Code that builds pages:
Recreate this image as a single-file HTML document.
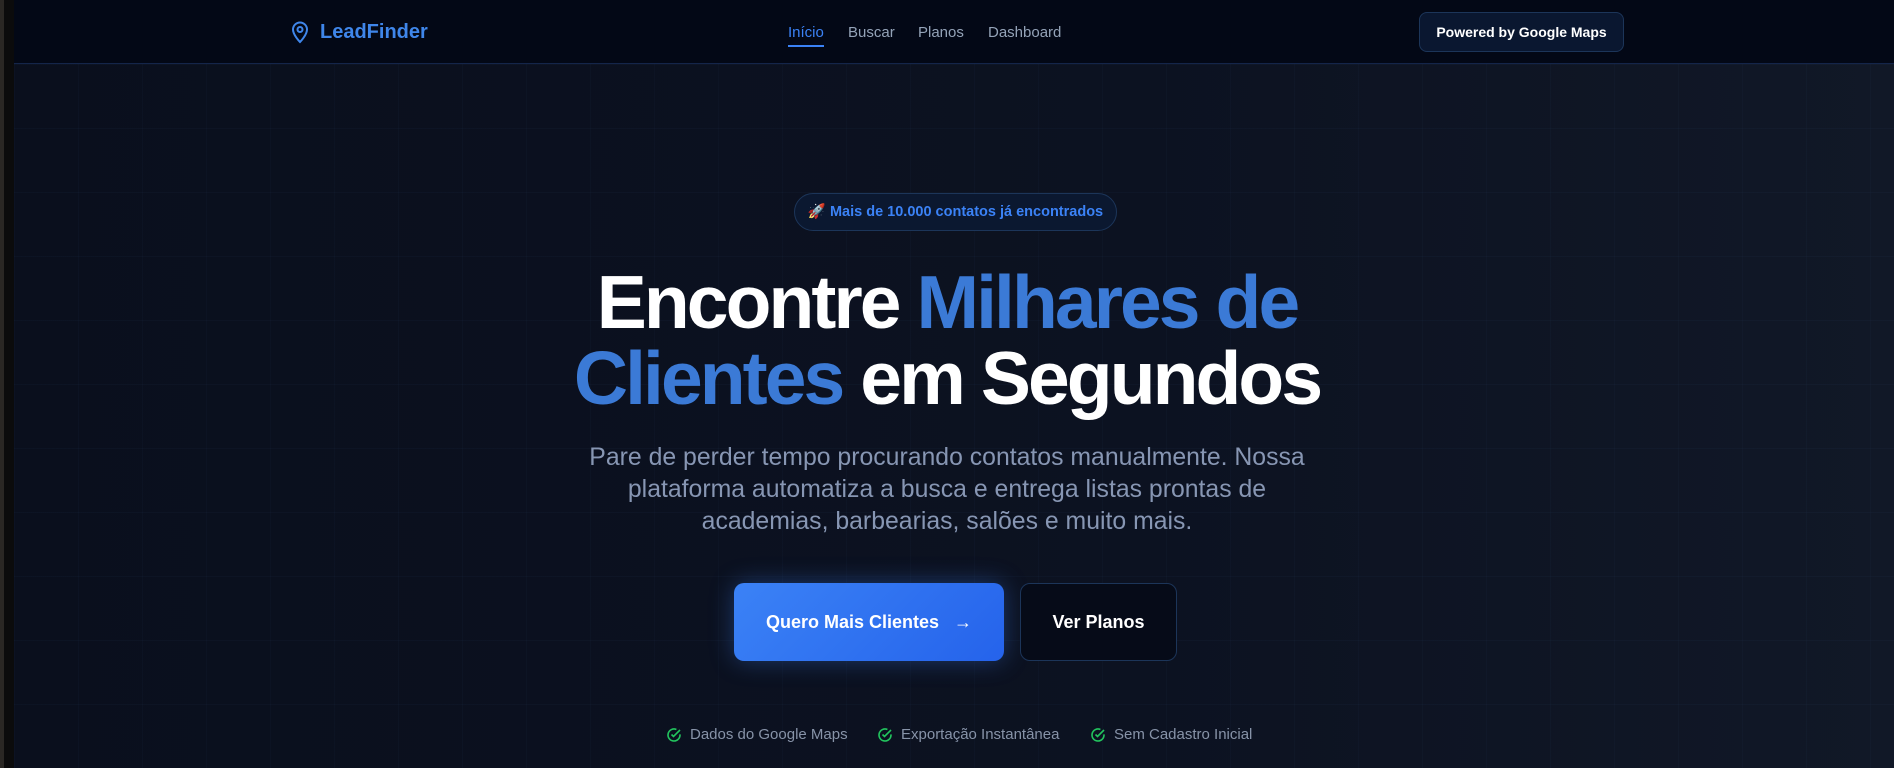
<!DOCTYPE html>
<html><head><meta charset="utf-8"><style>
*{margin:0;padding:0;box-sizing:border-box}
html,body{width:1894px;height:768px;overflow:hidden}
body{font-family:"Liberation Sans",sans-serif;background:#0b1120;position:relative}
.strip{position:absolute;left:0;top:0;width:14px;height:768px;background:#0b0b0c;border-left:4px solid #2a2724}
.main{position:absolute;left:14px;top:0;right:0;bottom:0;background:linear-gradient(90deg,#0a0f1d 0%,#0c1221 60%,#111827 100%)}
.grid{position:absolute;inset:64px 0 0 0;background-image:linear-gradient(rgba(60,90,140,.06) 1px,transparent 1px),linear-gradient(90deg,rgba(60,90,140,.05) 1px,transparent 1px);background-size:64px 64px}
nav{position:absolute;left:14px;right:0;top:0;height:64px;background:#030816;border-bottom:1px solid #14254a}
.logo{position:absolute;left:290px;top:20px;display:flex;align-items:center;color:#3f86ea;font-weight:700;font-size:20px}
.logo svg{margin-right:10px}
.links a{position:absolute;top:24px;font-size:15px;color:#94a3b8;text-decoration:none}
.pw{position:absolute;left:1419px;top:12px;width:205px;height:40px;border:1px solid #1c3559;background:#0a1730;border-radius:8px;color:#fff;font-weight:700;font-size:14px;text-align:center;line-height:38px}
.badge{position:absolute;left:794px;top:193px;width:323px;height:38px;border:1px solid #1c3559;background:#0b1830;border-radius:19px;color:#3b82f6;font-size:14.5px;font-weight:700;line-height:36px;text-align:center}
h1{position:absolute;left:0;right:0;top:264px;text-align:center;font-size:75px;font-weight:700;line-height:76px;color:#fff;letter-spacing:-2.9px}
h1 span{color:#3b7ad6}
p.lead{position:absolute;left:0;right:0;top:442px;text-align:center;font-size:24.8px;line-height:32px;color:#8796b3}
.b1{position:absolute;left:734px;top:583px;width:270px;height:78px;border-radius:10px;background:linear-gradient(135deg,#3b82f6,#2563eb);box-shadow:0 0 24px rgba(59,130,246,.35);color:#fff;font-size:18px;font-weight:700;line-height:78px;text-align:center}
.b2{position:absolute;left:1020px;top:583px;width:157px;height:78px;border-radius:10px;border:1px solid #1c3559;background:#060b18;color:#fff;font-size:18px;font-weight:700;line-height:76px;text-align:center}
.chk{position:absolute;top:726px;font-size:15px;color:#8793a8;display:flex;align-items:center}
.chk svg{margin-right:8px}
</style></head><body>
<div class="strip"></div>
<div class="main"><div class="grid"></div></div>
<nav></nav>
<div class="logo"><svg width="20" height="24" viewBox="0 0 20 24" fill="none" stroke="#3f86ea" stroke-width="2"><path d="M10 22s-7-7-7-12.5a7 7 0 0 1 14 0C17 15 10 22 10 22z"/><circle cx="10" cy="9.5" r="2.5"/></svg>LeadFinder</div>
<div class="links">
<a style="left:788px;color:#3b82f6">Início</a>
<div style="position:absolute;left:788px;top:45px;width:36px;height:2px;background:#3b82f6"></div>
<a style="left:848px">Buscar</a>
<a style="left:918px">Planos</a>
<a style="left:988px">Dashboard</a>
</div>
<div class="pw">Powered by Google Maps</div>
<div class="badge">🚀 Mais de 10.000 contatos já encontrados</div>
<h1>Encontre <span>Milhares de</span><br><span>Clientes</span> em Segundos</h1>
<p class="lead">Pare de perder tempo procurando contatos manualmente. Nossa<br>plataforma automatiza a busca e entrega listas prontas de<br>academias, barbearias, salões e muito mais.</p>
<div class="b1">Quero Mais Clientes &nbsp;&nbsp;→</div>
<div class="b2">Ver Planos</div>
<div class="chk" style="left:666px"><svg width="16" height="16" viewBox="0 0 16 16" fill="none" stroke="#22c55e" stroke-width="1.6"><path d="M14 7.4V8a6 6 0 1 1-3.6-5.5"/><path d="M5.5 7.5l2 2L14 3"/></svg>Dados do Google Maps</div>
<div class="chk" style="left:877px"><svg width="16" height="16" viewBox="0 0 16 16" fill="none" stroke="#22c55e" stroke-width="1.6"><path d="M14 7.4V8a6 6 0 1 1-3.6-5.5"/><path d="M5.5 7.5l2 2L14 3"/></svg>Exportação Instantânea</div>
<div class="chk" style="left:1090px"><svg width="16" height="16" viewBox="0 0 16 16" fill="none" stroke="#22c55e" stroke-width="1.6"><path d="M14 7.4V8a6 6 0 1 1-3.6-5.5"/><path d="M5.5 7.5l2 2L14 3"/></svg>Sem Cadastro Inicial</div>
</body></html>
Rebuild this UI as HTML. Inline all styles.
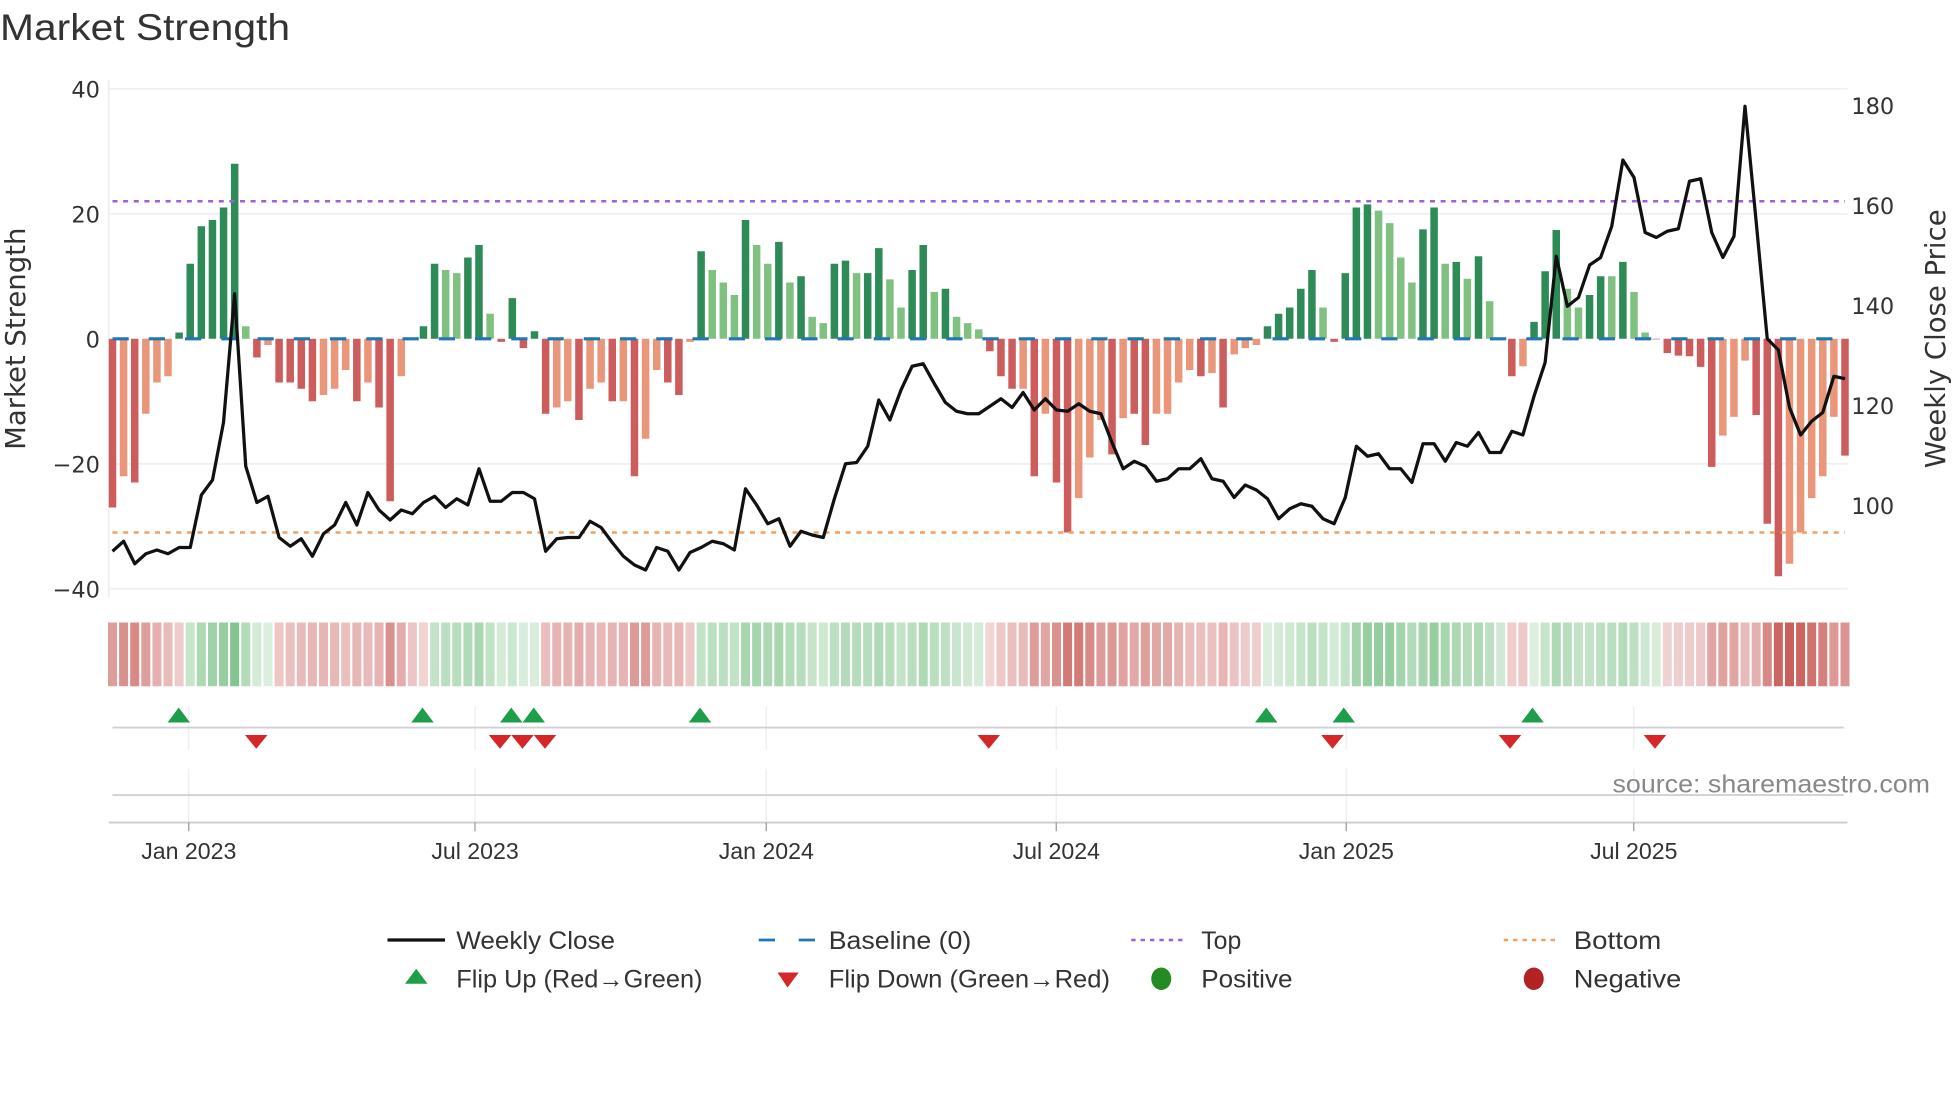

▸ **Exercise description**: Print every record above exactly as written, leaving out the pictures.

▸ **Written answer**:
Recreate this image as a single-file HTML document.
<!DOCTYPE html>
<html><head><meta charset="utf-8"><style>
*{margin:0;padding:0;box-sizing:border-box}
html,body{width:1894px;height:768px;overflow:hidden}
body{font-family:"Liberation Sans",sans-serif;background:#0b1120;position:relative}
.strip{position:absolute;left:0;top:0;width:14px;height:768px;background:#0b0b0c;border-left:4px solid #2a2724}
.main{position:absolute;left:14px;top:0;right:0;bottom:0;background:linear-gradient(90deg,#0a0f1d 0%,#0c1221 60%,#111827 100%)}
.grid{position:absolute;inset:64px 0 0 0;background-image:linear-gradient(rgba(60,90,140,.06) 1px,transparent 1px),linear-gradient(90deg,rgba(60,90,140,.05) 1px,transparent 1px);background-size:64px 64px}
nav{position:absolute;left:14px;right:0;top:0;height:64px;background:#030816;border-bottom:1px solid #14254a}
.logo{position:absolute;left:290px;top:20px;display:flex;align-items:center;color:#3f86ea;font-weight:700;font-size:20px}
.logo svg{margin-right:10px}
.links a{position:absolute;top:24px;font-size:15px;color:#94a3b8;text-decoration:none}
.pw{position:absolute;left:1419px;top:12px;width:205px;height:40px;border:1px solid #1c3559;background:#0a1730;border-radius:8px;color:#fff;font-weight:700;font-size:14px;text-align:center;line-height:38px}
.badge{position:absolute;left:794px;top:193px;width:323px;height:38px;border:1px solid #1c3559;background:#0b1830;border-radius:19px;color:#3b82f6;font-size:14.5px;font-weight:700;line-height:36px;text-align:center}
h1{position:absolute;left:0;right:0;top:264px;text-align:center;font-size:75px;font-weight:700;line-height:76px;color:#fff;letter-spacing:-2.9px}
h1 span{color:#3b7ad6}
p.lead{position:absolute;left:0;right:0;top:442px;text-align:center;font-size:24.8px;line-height:32px;color:#8796b3}
.b1{position:absolute;left:734px;top:583px;width:270px;height:78px;border-radius:10px;background:linear-gradient(135deg,#3b82f6,#2563eb);box-shadow:0 0 24px rgba(59,130,246,.35);color:#fff;font-size:18px;font-weight:700;line-height:78px;text-align:center}
.b2{position:absolute;left:1020px;top:583px;width:157px;height:78px;border-radius:10px;border:1px solid #1c3559;background:#060b18;color:#fff;font-size:18px;font-weight:700;line-height:76px;text-align:center}
.chk{position:absolute;top:726px;font-size:15px;color:#8793a8;display:flex;align-items:center}
.chk svg{margin-right:8px}
</style></head><body>
<div class="strip"></div>
<div class="main"><div class="grid"></div></div>
<nav></nav>
<div class="logo"><svg width="20" height="24" viewBox="0 0 20 24" fill="none" stroke="#3f86ea" stroke-width="2"><path d="M10 22s-7-7-7-12.5a7 7 0 0 1 14 0C17 15 10 22 10 22z"/><circle cx="10" cy="9.5" r="2.5"/></svg>LeadFinder</div>
<div class="links">
<a style="left:788px;color:#3b82f6">Início</a>
<div style="position:absolute;left:788px;top:45px;width:36px;height:2px;background:#3b82f6"></div>
<a style="left:848px">Buscar</a>
<a style="left:918px">Planos</a>
<a style="left:988px">Dashboard</a>
</div>
<div class="pw">Powered by Google Maps</div>
<div class="badge">🚀 Mais de 10.000 contatos já encontrados</div>
<h1>Encontre <span>Milhares de</span><br><span>Clientes</span> em Segundos</h1>
<p class="lead">Pare de perder tempo procurando contatos manualmente. Nossa<br>plataforma automatiza a busca e entrega listas prontas de<br>academias, barbearias, salões e muito mais.</p>
<div class="b1">Quero Mais Clientes &nbsp;&nbsp;→</div>
<div class="b2">Ver Planos</div>
<div class="chk" style="left:666px"><svg width="16" height="16" viewBox="0 0 16 16" fill="none" stroke="#22c55e" stroke-width="1.6"><path d="M14 7.4V8a6 6 0 1 1-3.6-5.5"/><path d="M5.5 7.5l2 2L14 3"/></svg>Dados do Google Maps</div>
<div class="chk" style="left:877px"><svg width="16" height="16" viewBox="0 0 16 16" fill="none" stroke="#22c55e" stroke-width="1.6"><path d="M14 7.4V8a6 6 0 1 1-3.6-5.5"/><path d="M5.5 7.5l2 2L14 3"/></svg>Exportação Instantânea</div>
<div class="chk" style="left:1090px"><svg width="16" height="16" viewBox="0 0 16 16" fill="none" stroke="#22c55e" stroke-width="1.6"><path d="M14 7.4V8a6 6 0 1 1-3.6-5.5"/><path d="M5.5 7.5l2 2L14 3"/></svg>Sem Cadastro Inicial</div>
</body></html>
Rebuild this UI as HTML. Inline all styles.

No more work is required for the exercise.